▸ Task directions
Drop the images; return everything else in the listing below exactly.
-- start of Collected data --
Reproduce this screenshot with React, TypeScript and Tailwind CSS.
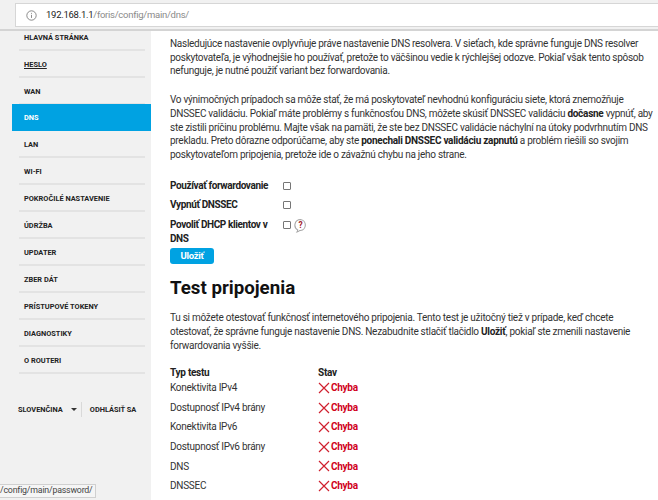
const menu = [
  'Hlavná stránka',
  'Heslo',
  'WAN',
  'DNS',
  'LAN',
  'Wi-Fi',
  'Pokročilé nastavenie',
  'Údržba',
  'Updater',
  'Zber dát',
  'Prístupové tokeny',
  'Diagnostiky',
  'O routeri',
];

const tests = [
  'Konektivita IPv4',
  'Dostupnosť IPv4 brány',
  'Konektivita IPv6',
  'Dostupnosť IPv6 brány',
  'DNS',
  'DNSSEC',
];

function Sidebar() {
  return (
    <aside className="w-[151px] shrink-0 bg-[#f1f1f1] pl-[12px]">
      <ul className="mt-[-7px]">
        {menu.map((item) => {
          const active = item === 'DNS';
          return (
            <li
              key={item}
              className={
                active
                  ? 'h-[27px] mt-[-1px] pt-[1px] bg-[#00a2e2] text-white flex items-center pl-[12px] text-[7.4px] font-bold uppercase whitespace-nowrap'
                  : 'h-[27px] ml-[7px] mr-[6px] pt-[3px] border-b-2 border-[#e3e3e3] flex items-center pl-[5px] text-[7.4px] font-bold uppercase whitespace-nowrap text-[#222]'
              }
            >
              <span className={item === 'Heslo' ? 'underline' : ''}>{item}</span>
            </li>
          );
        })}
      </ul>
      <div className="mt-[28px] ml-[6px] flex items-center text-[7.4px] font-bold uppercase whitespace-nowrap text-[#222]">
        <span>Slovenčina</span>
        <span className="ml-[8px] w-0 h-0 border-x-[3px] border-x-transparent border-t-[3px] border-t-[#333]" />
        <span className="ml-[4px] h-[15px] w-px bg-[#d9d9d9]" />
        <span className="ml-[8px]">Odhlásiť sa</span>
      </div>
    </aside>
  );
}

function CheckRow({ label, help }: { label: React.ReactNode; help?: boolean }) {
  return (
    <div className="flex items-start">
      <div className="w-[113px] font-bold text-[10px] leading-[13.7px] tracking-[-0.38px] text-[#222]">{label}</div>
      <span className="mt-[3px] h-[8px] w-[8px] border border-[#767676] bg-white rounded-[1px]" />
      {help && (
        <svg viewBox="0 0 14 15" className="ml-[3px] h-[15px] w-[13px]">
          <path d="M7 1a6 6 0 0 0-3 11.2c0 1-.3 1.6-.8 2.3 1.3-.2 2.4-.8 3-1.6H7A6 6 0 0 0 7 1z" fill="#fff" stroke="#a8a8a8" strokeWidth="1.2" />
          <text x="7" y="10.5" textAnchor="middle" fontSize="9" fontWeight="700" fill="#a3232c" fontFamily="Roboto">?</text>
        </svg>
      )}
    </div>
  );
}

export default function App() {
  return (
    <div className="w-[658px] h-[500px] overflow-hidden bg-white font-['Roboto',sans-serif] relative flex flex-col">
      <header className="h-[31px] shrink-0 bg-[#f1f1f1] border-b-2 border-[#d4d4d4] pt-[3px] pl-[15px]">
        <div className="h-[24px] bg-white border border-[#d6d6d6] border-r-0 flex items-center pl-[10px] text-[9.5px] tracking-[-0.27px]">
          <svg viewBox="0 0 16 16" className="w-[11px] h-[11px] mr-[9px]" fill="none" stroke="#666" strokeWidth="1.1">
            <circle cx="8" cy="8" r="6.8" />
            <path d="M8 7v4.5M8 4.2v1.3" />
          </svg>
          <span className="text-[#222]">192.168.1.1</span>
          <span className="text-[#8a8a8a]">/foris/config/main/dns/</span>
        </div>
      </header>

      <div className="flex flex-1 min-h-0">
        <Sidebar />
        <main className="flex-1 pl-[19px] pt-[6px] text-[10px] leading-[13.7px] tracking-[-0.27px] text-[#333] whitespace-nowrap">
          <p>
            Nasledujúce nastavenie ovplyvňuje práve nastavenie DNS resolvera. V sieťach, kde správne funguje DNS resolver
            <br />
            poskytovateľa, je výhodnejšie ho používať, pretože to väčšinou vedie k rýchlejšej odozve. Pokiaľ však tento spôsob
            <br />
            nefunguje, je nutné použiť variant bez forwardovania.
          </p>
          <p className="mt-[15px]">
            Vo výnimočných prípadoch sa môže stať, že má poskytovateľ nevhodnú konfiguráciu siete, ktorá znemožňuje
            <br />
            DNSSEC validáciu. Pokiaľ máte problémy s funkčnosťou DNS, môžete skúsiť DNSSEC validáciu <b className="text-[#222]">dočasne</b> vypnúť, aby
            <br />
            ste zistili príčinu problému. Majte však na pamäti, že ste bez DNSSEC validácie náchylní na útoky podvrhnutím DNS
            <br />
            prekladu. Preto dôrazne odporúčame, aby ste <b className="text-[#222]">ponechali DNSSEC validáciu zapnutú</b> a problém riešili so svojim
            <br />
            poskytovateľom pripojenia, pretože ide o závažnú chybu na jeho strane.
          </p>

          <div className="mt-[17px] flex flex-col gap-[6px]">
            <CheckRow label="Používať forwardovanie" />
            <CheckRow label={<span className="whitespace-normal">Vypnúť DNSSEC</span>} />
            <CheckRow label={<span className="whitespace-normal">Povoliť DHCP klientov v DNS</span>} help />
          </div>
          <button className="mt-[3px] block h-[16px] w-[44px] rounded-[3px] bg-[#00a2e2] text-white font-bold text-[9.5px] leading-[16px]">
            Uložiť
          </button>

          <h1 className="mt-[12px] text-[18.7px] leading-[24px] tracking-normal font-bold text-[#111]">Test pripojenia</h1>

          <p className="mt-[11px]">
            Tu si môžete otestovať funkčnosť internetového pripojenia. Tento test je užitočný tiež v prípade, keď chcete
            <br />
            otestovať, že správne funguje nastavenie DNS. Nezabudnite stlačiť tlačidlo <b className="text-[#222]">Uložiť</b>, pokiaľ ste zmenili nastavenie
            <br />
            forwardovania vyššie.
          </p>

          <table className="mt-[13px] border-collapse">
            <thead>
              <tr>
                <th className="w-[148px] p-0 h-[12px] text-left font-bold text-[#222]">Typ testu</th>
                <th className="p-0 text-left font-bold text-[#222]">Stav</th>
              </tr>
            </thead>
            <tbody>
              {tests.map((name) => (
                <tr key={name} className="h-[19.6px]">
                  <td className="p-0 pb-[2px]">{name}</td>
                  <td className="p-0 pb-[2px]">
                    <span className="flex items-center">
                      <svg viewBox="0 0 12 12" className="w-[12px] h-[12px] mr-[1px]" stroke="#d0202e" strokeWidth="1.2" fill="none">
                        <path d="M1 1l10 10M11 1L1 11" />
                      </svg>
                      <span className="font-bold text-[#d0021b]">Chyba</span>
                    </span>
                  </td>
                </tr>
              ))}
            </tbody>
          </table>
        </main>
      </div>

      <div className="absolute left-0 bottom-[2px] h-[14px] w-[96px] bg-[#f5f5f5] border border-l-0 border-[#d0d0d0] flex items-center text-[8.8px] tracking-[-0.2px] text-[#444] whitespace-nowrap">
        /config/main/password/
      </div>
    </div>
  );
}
-- end of Collected data --
▸ Answer to this problem
Reproduce this screenshot with React, TypeScript and Tailwind CSS.
const menu = [
  'Hlavná stránka',
  'Heslo',
  'WAN',
  'DNS',
  'LAN',
  'Wi-Fi',
  'Pokročilé nastavenie',
  'Údržba',
  'Updater',
  'Zber dát',
  'Prístupové tokeny',
  'Diagnostiky',
  'O routeri',
];

const tests = [
  'Konektivita IPv4',
  'Dostupnosť IPv4 brány',
  'Konektivita IPv6',
  'Dostupnosť IPv6 brány',
  'DNS',
  'DNSSEC',
];

function Sidebar() {
  return (
    <aside className="w-[151px] shrink-0 bg-[#f1f1f1] pl-[12px]">
      <ul className="mt-[-7px]">
        {menu.map((item) => {
          const active = item === 'DNS';
          return (
            <li
              key={item}
              className={
                active
                  ? 'h-[27px] mt-[-1px] pt-[1px] bg-[#00a2e2] text-white flex items-center pl-[12px] text-[7.4px] font-bold uppercase whitespace-nowrap'
                  : 'h-[27px] ml-[7px] mr-[6px] pt-[3px] border-b-2 border-[#e3e3e3] flex items-center pl-[5px] text-[7.4px] font-bold uppercase whitespace-nowrap text-[#222]'
              }
            >
              <span className={item === 'Heslo' ? 'underline' : ''}>{item}</span>
            </li>
          );
        })}
      </ul>
      <div className="mt-[28px] ml-[6px] flex items-center text-[7.4px] font-bold uppercase whitespace-nowrap text-[#222]">
        <span>Slovenčina</span>
        <span className="ml-[8px] w-0 h-0 border-x-[3px] border-x-transparent border-t-[3px] border-t-[#333]" />
        <span className="ml-[4px] h-[15px] w-px bg-[#d9d9d9]" />
        <span className="ml-[8px]">Odhlásiť sa</span>
      </div>
    </aside>
  );
}

function CheckRow({ label, help }: { label: React.ReactNode; help?: boolean }) {
  return (
    <div className="flex items-start">
      <div className="w-[113px] font-bold text-[10px] leading-[13.7px] tracking-[-0.38px] text-[#222]">{label}</div>
      <span className="mt-[3px] h-[8px] w-[8px] border border-[#767676] bg-white rounded-[1px]" />
      {help && (
        <svg viewBox="0 0 14 15" className="ml-[3px] h-[15px] w-[13px]">
          <path d="M7 1a6 6 0 0 0-3 11.2c0 1-.3 1.6-.8 2.3 1.3-.2 2.4-.8 3-1.6H7A6 6 0 0 0 7 1z" fill="#fff" stroke="#a8a8a8" strokeWidth="1.2" />
          <text x="7" y="10.5" textAnchor="middle" fontSize="9" fontWeight="700" fill="#a3232c" fontFamily="Roboto">?</text>
        </svg>
      )}
    </div>
  );
}

export default function App() {
  return (
    <div className="w-[658px] h-[500px] overflow-hidden bg-white font-['Roboto',sans-serif] relative flex flex-col">
      <header className="h-[31px] shrink-0 bg-[#f1f1f1] border-b-2 border-[#d4d4d4] pt-[3px] pl-[15px]">
        <div className="h-[24px] bg-white border border-[#d6d6d6] border-r-0 flex items-center pl-[10px] text-[9.5px] tracking-[-0.27px]">
          <svg viewBox="0 0 16 16" className="w-[11px] h-[11px] mr-[9px]" fill="none" stroke="#666" strokeWidth="1.1">
            <circle cx="8" cy="8" r="6.8" />
            <path d="M8 7v4.5M8 4.2v1.3" />
          </svg>
          <span className="text-[#222]">192.168.1.1</span>
          <span className="text-[#8a8a8a]">/foris/config/main/dns/</span>
        </div>
      </header>

      <div className="flex flex-1 min-h-0">
        <Sidebar />
        <main className="flex-1 pl-[19px] pt-[6px] text-[10px] leading-[13.7px] tracking-[-0.27px] text-[#333] whitespace-nowrap">
          <p>
            Nasledujúce nastavenie ovplyvňuje práve nastavenie DNS resolvera. V sieťach, kde správne funguje DNS resolver
            <br />
            poskytovateľa, je výhodnejšie ho používať, pretože to väčšinou vedie k rýchlejšej odozve. Pokiaľ však tento spôsob
            <br />
            nefunguje, je nutné použiť variant bez forwardovania.
          </p>
          <p className="mt-[15px]">
            Vo výnimočných prípadoch sa môže stať, že má poskytovateľ nevhodnú konfiguráciu siete, ktorá znemožňuje
            <br />
            DNSSEC validáciu. Pokiaľ máte problémy s funkčnosťou DNS, môžete skúsiť DNSSEC validáciu <b className="text-[#222]">dočasne</b> vypnúť, aby
            <br />
            ste zistili príčinu problému. Majte však na pamäti, že ste bez DNSSEC validácie náchylní na útoky podvrhnutím DNS
            <br />
            prekladu. Preto dôrazne odporúčame, aby ste <b className="text-[#222]">ponechali DNSSEC validáciu zapnutú</b> a problém riešili so svojim
            <br />
            poskytovateľom pripojenia, pretože ide o závažnú chybu na jeho strane.
          </p>

          <div className="mt-[17px] flex flex-col gap-[6px]">
            <CheckRow label="Používať forwardovanie" />
            <CheckRow label={<span className="whitespace-normal">Vypnúť DNSSEC</span>} />
            <CheckRow label={<span className="whitespace-normal">Povoliť DHCP klientov v DNS</span>} help />
          </div>
          <button className="mt-[3px] block h-[16px] w-[44px] rounded-[3px] bg-[#00a2e2] text-white font-bold text-[9.5px] leading-[16px]">
            Uložiť
          </button>

          <h1 className="mt-[12px] text-[18.7px] leading-[24px] tracking-normal font-bold text-[#111]">Test pripojenia</h1>

          <p className="mt-[11px]">
            Tu si môžete otestovať funkčnosť internetového pripojenia. Tento test je užitočný tiež v prípade, keď chcete
            <br />
            otestovať, že správne funguje nastavenie DNS. Nezabudnite stlačiť tlačidlo <b className="text-[#222]">Uložiť</b>, pokiaľ ste zmenili nastavenie
            <br />
            forwardovania vyššie.
          </p>

          <table className="mt-[13px] border-collapse">
            <thead>
              <tr>
                <th className="w-[148px] p-0 h-[12px] text-left font-bold text-[#222]">Typ testu</th>
                <th className="p-0 text-left font-bold text-[#222]">Stav</th>
              </tr>
            </thead>
            <tbody>
              {tests.map((name) => (
                <tr key={name} className="h-[19.6px]">
                  <td className="p-0 pb-[2px]">{name}</td>
                  <td className="p-0 pb-[2px]">
                    <span className="flex items-center">
                      <svg viewBox="0 0 12 12" className="w-[12px] h-[12px] mr-[1px]" stroke="#d0202e" strokeWidth="1.2" fill="none">
                        <path d="M1 1l10 10M11 1L1 11" />
                      </svg>
                      <span className="font-bold text-[#d0021b]">Chyba</span>
                    </span>
                  </td>
                </tr>
              ))}
            </tbody>
          </table>
        </main>
      </div>

      <div className="absolute left-0 bottom-[2px] h-[14px] w-[96px] bg-[#f5f5f5] border border-l-0 border-[#d0d0d0] flex items-center text-[8.8px] tracking-[-0.2px] text-[#444] whitespace-nowrap">
        /config/main/password/
      </div>
    </div>
  );
}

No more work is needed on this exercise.